As women continue to penetrate the workforce, in an increasingly diversifying variety of fields, I think that this middle ground will become a closer goal. And perhaps women themselves do need to adapt to the demands of the workforce; I can concede that many top-tier career women, like Hilary Clinton, have seen their careers shoot through the roof after their children have grown and left the home. Many women choose to wait, consciously, and it makes them happy to do so. Who are we to dictate this choice, anyway? Men and women with children are inherently both choosing to compromise the heights of their careers; my only issue with this is that womens' careers are disproportionately impacted, and not only by the meager 9-month biological difference (at least 6 months of which many women can actually spend working).

In an NPR story I heard recently, one professional woman commented that if it were actually a fair choice between advancing one's career and focusing on one's family; with child care benefits and work flexibility alloted for; then it could indeed be considered a choice. As professional systems exist now, women are not presented with a choice: if they focus on their career, as much as they may love their work and desire to do so, their family must go largely neglected. If they choose to focus on family, then the doors to the highest echelons in their careers slam shut. There is a basic philosophical construct wherein if two options are presented, but one is an utterly unresonable option, then the choice that the individual is forced to make cannot be considered volitional, or consenting. Many women seeking to advance their careers are not presented with a choice, but rather with an ultimatum.

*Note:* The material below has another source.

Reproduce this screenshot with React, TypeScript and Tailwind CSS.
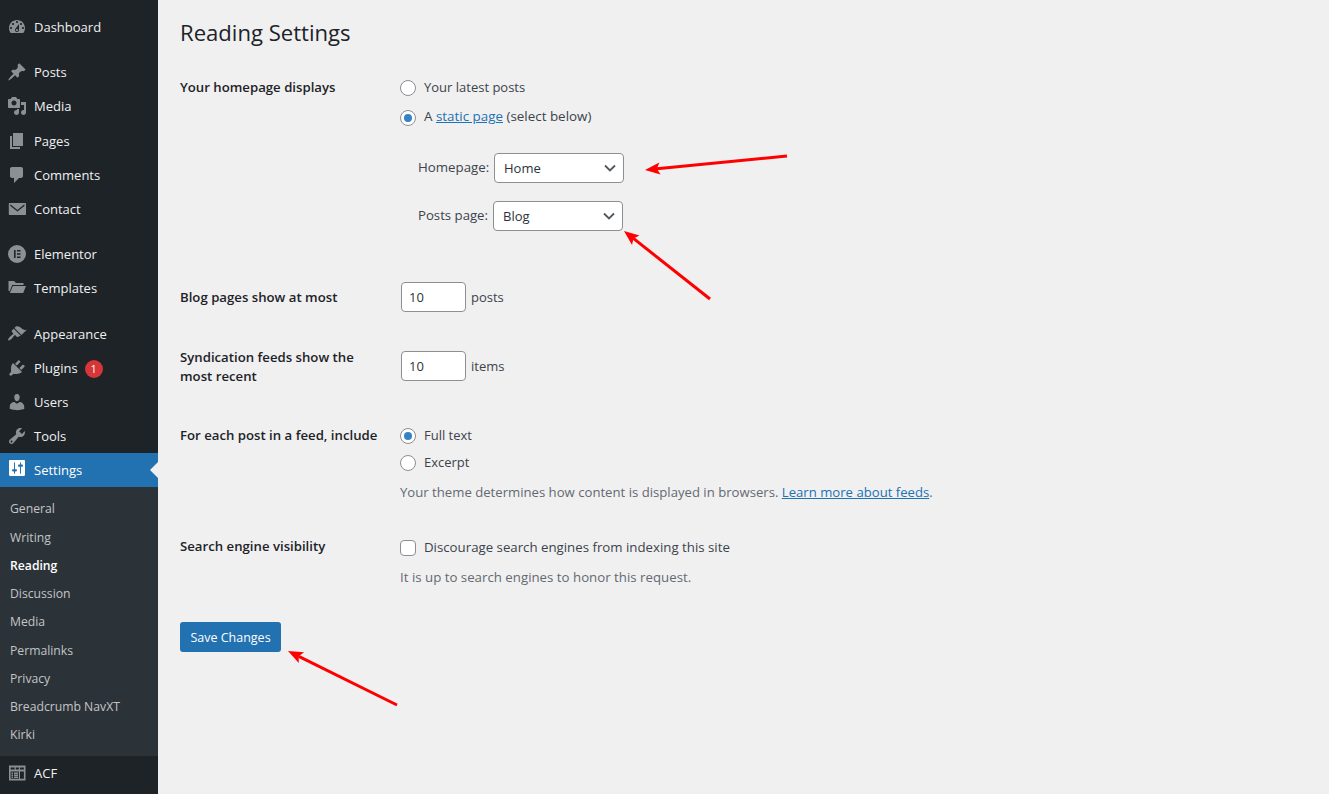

Men and women who remain childless and yet still demonstrate a wage and career-acheivment gender gap exhibit a disparity presumably based on discrimination. The same NPR story estimated that, while discrimination does exist, perhaps now more subtly than ever in the forms of work environments that can be hostile to women, the gender gap both in wage and career-heights can be largely attributed to family responsibilities. I hope that a more equitable distribution of time and energies between fathers and mothers can close the gap. My assumption is that when women are presented with a reasonable choice between work and family, many more women will be able to occupy professional leadership positions. If the choice is entirely reasonable, then whatever disparity remains can be entirely attributed to choice itself; for indeed the family woman or man should not be criticized or penalized by society, but rather encouraged for their dedication to family and the happy side-effect of producing wholesome, future contributing citizens.